| SET PROBLEM |
Quote the whole listing exactly. Leave the pictures out of your copy.

| GIVEN DATA |
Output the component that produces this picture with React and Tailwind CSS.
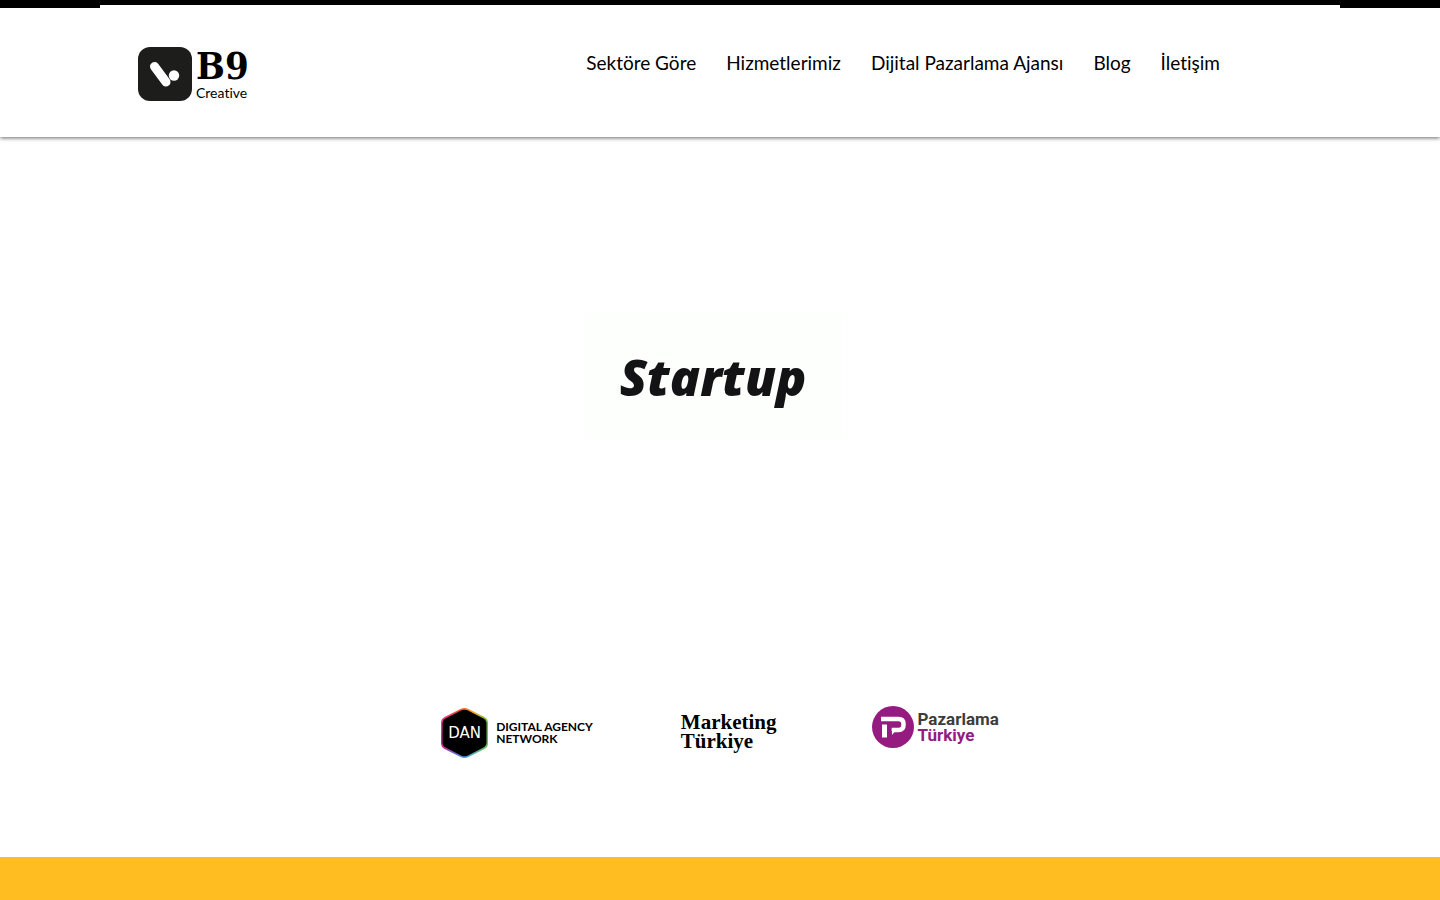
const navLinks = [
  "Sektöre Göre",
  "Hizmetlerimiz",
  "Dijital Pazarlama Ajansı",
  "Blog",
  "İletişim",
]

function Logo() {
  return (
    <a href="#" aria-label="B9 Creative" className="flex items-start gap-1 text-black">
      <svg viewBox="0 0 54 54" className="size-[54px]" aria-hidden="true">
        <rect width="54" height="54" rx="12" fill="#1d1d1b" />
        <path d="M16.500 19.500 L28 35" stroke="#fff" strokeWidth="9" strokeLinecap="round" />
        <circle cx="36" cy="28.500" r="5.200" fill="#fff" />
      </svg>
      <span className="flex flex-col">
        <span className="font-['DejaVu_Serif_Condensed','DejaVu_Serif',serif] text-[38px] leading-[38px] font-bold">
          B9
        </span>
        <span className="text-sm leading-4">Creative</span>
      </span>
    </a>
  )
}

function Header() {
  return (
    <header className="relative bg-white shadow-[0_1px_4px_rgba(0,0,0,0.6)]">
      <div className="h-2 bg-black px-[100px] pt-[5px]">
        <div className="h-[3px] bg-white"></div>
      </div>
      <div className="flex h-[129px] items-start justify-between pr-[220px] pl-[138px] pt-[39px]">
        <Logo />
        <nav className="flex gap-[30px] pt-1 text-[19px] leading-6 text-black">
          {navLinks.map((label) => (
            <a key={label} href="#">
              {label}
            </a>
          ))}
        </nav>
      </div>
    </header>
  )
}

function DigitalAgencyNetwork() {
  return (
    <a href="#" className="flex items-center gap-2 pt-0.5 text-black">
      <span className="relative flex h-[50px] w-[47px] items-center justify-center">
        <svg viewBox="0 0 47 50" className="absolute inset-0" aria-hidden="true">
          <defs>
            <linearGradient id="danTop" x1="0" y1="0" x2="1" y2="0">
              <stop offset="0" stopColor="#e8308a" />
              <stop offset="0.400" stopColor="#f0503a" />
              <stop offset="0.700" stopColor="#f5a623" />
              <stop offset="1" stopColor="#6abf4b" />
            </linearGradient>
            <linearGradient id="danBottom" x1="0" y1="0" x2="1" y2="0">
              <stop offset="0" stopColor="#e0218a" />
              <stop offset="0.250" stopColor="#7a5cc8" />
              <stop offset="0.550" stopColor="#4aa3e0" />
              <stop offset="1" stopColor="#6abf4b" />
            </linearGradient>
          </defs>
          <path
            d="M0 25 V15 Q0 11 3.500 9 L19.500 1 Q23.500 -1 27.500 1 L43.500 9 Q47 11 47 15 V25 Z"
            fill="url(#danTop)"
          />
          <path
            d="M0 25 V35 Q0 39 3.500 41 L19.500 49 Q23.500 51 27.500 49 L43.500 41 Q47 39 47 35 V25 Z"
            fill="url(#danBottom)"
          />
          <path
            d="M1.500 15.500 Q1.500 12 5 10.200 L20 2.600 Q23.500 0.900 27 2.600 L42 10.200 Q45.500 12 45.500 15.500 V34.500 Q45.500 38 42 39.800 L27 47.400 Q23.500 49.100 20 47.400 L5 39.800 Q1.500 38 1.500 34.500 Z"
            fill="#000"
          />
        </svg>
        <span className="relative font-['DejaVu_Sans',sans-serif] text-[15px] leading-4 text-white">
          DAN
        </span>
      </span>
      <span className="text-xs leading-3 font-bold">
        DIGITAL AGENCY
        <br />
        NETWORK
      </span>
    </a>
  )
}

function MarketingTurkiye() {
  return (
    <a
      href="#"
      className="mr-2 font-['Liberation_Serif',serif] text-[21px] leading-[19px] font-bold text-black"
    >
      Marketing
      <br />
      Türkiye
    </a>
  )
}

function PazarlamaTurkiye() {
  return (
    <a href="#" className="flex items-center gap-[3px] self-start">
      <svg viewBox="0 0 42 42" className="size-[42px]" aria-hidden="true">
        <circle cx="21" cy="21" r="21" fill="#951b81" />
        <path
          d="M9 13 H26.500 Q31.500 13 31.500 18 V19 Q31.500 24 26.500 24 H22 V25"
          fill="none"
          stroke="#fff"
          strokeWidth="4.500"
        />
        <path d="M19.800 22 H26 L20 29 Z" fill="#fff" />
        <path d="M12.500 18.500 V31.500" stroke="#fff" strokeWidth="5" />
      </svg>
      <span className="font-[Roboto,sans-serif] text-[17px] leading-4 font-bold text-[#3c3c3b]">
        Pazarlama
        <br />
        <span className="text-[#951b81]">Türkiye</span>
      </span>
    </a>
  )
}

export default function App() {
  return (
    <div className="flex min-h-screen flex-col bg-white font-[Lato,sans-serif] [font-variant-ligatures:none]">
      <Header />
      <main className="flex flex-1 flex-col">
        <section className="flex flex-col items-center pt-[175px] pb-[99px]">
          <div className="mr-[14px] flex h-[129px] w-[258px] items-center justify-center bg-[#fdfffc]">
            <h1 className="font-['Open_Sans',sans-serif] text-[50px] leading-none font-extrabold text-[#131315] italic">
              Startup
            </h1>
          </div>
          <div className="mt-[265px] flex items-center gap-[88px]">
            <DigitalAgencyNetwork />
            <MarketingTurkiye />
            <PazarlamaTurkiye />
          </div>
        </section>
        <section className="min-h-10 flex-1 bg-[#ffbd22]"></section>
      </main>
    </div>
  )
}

| SOLUTION TO THE PROBLEM |
Output the component that produces this picture with React and Tailwind CSS.
const navLinks = [
  "Sektöre Göre",
  "Hizmetlerimiz",
  "Dijital Pazarlama Ajansı",
  "Blog",
  "İletişim",
]

function Logo() {
  return (
    <a href="#" aria-label="B9 Creative" className="flex items-start gap-1 text-black">
      <svg viewBox="0 0 54 54" className="size-[54px]" aria-hidden="true">
        <rect width="54" height="54" rx="12" fill="#1d1d1b" />
        <path d="M16.500 19.500 L28 35" stroke="#fff" strokeWidth="9" strokeLinecap="round" />
        <circle cx="36" cy="28.500" r="5.200" fill="#fff" />
      </svg>
      <span className="flex flex-col">
        <span className="font-['DejaVu_Serif_Condensed','DejaVu_Serif',serif] text-[38px] leading-[38px] font-bold">
          B9
        </span>
        <span className="text-sm leading-4">Creative</span>
      </span>
    </a>
  )
}

function Header() {
  return (
    <header className="relative bg-white shadow-[0_1px_4px_rgba(0,0,0,0.6)]">
      <div className="h-2 bg-black px-[100px] pt-[5px]">
        <div className="h-[3px] bg-white"></div>
      </div>
      <div className="flex h-[129px] items-start justify-between pr-[220px] pl-[138px] pt-[39px]">
        <Logo />
        <nav className="flex gap-[30px] pt-1 text-[19px] leading-6 text-black">
          {navLinks.map((label) => (
            <a key={label} href="#">
              {label}
            </a>
          ))}
        </nav>
      </div>
    </header>
  )
}

function DigitalAgencyNetwork() {
  return (
    <a href="#" className="flex items-center gap-2 pt-0.5 text-black">
      <span className="relative flex h-[50px] w-[47px] items-center justify-center">
        <svg viewBox="0 0 47 50" className="absolute inset-0" aria-hidden="true">
          <defs>
            <linearGradient id="danTop" x1="0" y1="0" x2="1" y2="0">
              <stop offset="0" stopColor="#e8308a" />
              <stop offset="0.400" stopColor="#f0503a" />
              <stop offset="0.700" stopColor="#f5a623" />
              <stop offset="1" stopColor="#6abf4b" />
            </linearGradient>
            <linearGradient id="danBottom" x1="0" y1="0" x2="1" y2="0">
              <stop offset="0" stopColor="#e0218a" />
              <stop offset="0.250" stopColor="#7a5cc8" />
              <stop offset="0.550" stopColor="#4aa3e0" />
              <stop offset="1" stopColor="#6abf4b" />
            </linearGradient>
          </defs>
          <path
            d="M0 25 V15 Q0 11 3.500 9 L19.500 1 Q23.500 -1 27.500 1 L43.500 9 Q47 11 47 15 V25 Z"
            fill="url(#danTop)"
          />
          <path
            d="M0 25 V35 Q0 39 3.500 41 L19.500 49 Q23.500 51 27.500 49 L43.500 41 Q47 39 47 35 V25 Z"
            fill="url(#danBottom)"
          />
          <path
            d="M1.500 15.500 Q1.500 12 5 10.200 L20 2.600 Q23.500 0.900 27 2.600 L42 10.200 Q45.500 12 45.500 15.500 V34.500 Q45.500 38 42 39.800 L27 47.400 Q23.500 49.100 20 47.400 L5 39.800 Q1.500 38 1.500 34.500 Z"
            fill="#000"
          />
        </svg>
        <span className="relative font-['DejaVu_Sans',sans-serif] text-[15px] leading-4 text-white">
          DAN
        </span>
      </span>
      <span className="text-xs leading-3 font-bold">
        DIGITAL AGENCY
        <br />
        NETWORK
      </span>
    </a>
  )
}

function MarketingTurkiye() {
  return (
    <a
      href="#"
      className="mr-2 font-['Liberation_Serif',serif] text-[21px] leading-[19px] font-bold text-black"
    >
      Marketing
      <br />
      Türkiye
    </a>
  )
}

function PazarlamaTurkiye() {
  return (
    <a href="#" className="flex items-center gap-[3px] self-start">
      <svg viewBox="0 0 42 42" className="size-[42px]" aria-hidden="true">
        <circle cx="21" cy="21" r="21" fill="#951b81" />
        <path
          d="M9 13 H26.500 Q31.500 13 31.500 18 V19 Q31.500 24 26.500 24 H22 V25"
          fill="none"
          stroke="#fff"
          strokeWidth="4.500"
        />
        <path d="M19.800 22 H26 L20 29 Z" fill="#fff" />
        <path d="M12.500 18.500 V31.500" stroke="#fff" strokeWidth="5" />
      </svg>
      <span className="font-[Roboto,sans-serif] text-[17px] leading-4 font-bold text-[#3c3c3b]">
        Pazarlama
        <br />
        <span className="text-[#951b81]">Türkiye</span>
      </span>
    </a>
  )
}

export default function App() {
  return (
    <div className="flex min-h-screen flex-col bg-white font-[Lato,sans-serif] [font-variant-ligatures:none]">
      <Header />
      <main className="flex flex-1 flex-col">
        <section className="flex flex-col items-center pt-[175px] pb-[99px]">
          <div className="mr-[14px] flex h-[129px] w-[258px] items-center justify-center bg-[#fdfffc]">
            <h1 className="font-['Open_Sans',sans-serif] text-[50px] leading-none font-extrabold text-[#131315] italic">
              Startup
            </h1>
          </div>
          <div className="mt-[265px] flex items-center gap-[88px]">
            <DigitalAgencyNetwork />
            <MarketingTurkiye />
            <PazarlamaTurkiye />
          </div>
        </section>
        <section className="min-h-10 flex-1 bg-[#ffbd22]"></section>
      </main>
    </div>
  )
}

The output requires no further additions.